Please Wait
78709
Dari berbagai riwayat dan fatwa para ulama yang mulia tentang adab dan hukum-hukum bersenggama dapat dipahami bahwa suami dan isteri dibolehkan memperoleh berbagai kenikmatan dan kelezatan satu sama lainnya (secara timbal balik). Dan ketika melakukan senggama tidak perlu mengenakan pakaian dan selimut.[1] Hanya saja makruh hukumnya melakukan senggama dalam keadaan telanjang.[2]
Berikut ini kami sampaikan sebagian riwayat yang berkaitan dengan (mengenakan pakaian atau selimut) ketika melakukan senggama.
Pertama, Imam Musa bin Ja'far As pernah ditanya tentang, apa hukum menanggalkan pakaian (atau selimut) ketika melakukan jimak? Imam As menjawab: "Hal itu tidak bermasalah (dibolehkan)." [3]
Kedua, terdapat riwayat yang lain dari Imam Ja'far ash-Shadiq As bahwa seseorang datang bertanya kepada beliau mengenai hukum telanjang dan tidak mengenakan pakaian sama sekali ketika jimak. Beliau As –dalam jawabannya- melarang hal itu. Dari Muhammad bin al-'Aysh bahwa dia pernah bertanya kepada Imam Abu Abdillah As (Imam Ja'far Ash-Shadiq As) dan berkata: "Bolehkah saya melakukan jimak dalam keadaan telanjang?" Beliau menjawab: "Tidak boleh. Juga tidak boleh menghadap atau membelakangi kiblat."[4]

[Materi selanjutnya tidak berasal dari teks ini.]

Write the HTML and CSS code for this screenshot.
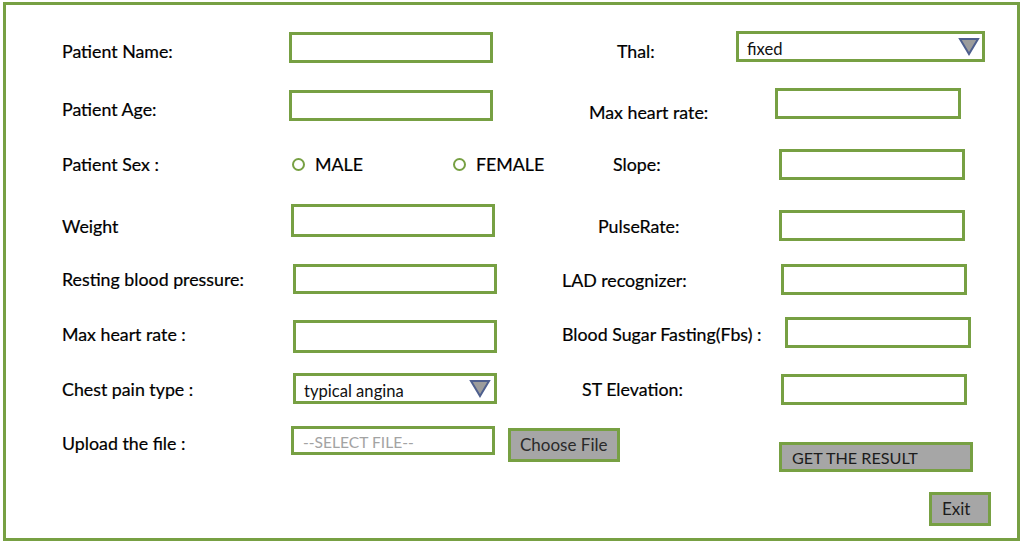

Para juris mengambil kesimpulan dari kedua riwayat yang menunjukkan kebolehan dan larangan dengan melakukan "jam' 'urfi" bahwa hal itu (mengenakan pakaian ketika jimak) hukumnya tidak wajib dan (telanjang ketika jimak) hukumnya makruh. Dan maksud riwayat yang mengatakan bahwa, "Janganlah melakukan jimak dalam keadaan telanjang" bermakna bahwa hal itu tidak diharamkan. []
[1] . Imam Khomeini, Tahrirul Wasilah, Kitâb al-Nikâh, Masalah 15, Payam Tehran, 1365. Yazdi, Sayyid Muhammad Kazhim, 'Urwatu al-Wutsqâ, Kitab al-Nikâh, Masalah 29, Ismailiyan, Qum. Situs Hadlrat Ayatullah Sistani, bagian soal-jawab, kata jimak. Risâlah Taudhih al-Masâil, Sistani, Masalah 53. 'Urwatu al-Wutsqâ, Masalah Satr dan Satir (hijab dan penutup). Najafi, Muhammad Hasan, Jawâhir al-Kalâm, jil. 29, hal. 73, Maktabah al-Islamiyah, Tehran, Cetakan ke 3, 1367.
[2]. Wasâil al-Syiah, jil. 20, hal. 119 dan 120. Hilli, Yahya bin Said, al-Jami' li al-Syarâi', hal. 453, Muassasah Sayyidu al-Syuhada al-'Ilmiyah, 1405 H.
[3]. Majlisi, Muhammad Baqir, Hilyatu al-Muttaqin, bab 4 Fadhilat Tazwij wa Adâb (Keutamaan dan Adab Menikah), pasal 4 dalam menjelaskan Adab Zafâf wa Mujame’ât (Adab Malam Pengantin dan Senggama).
[4] . Wasâil al-Syiah, jilid 20, hal. 120.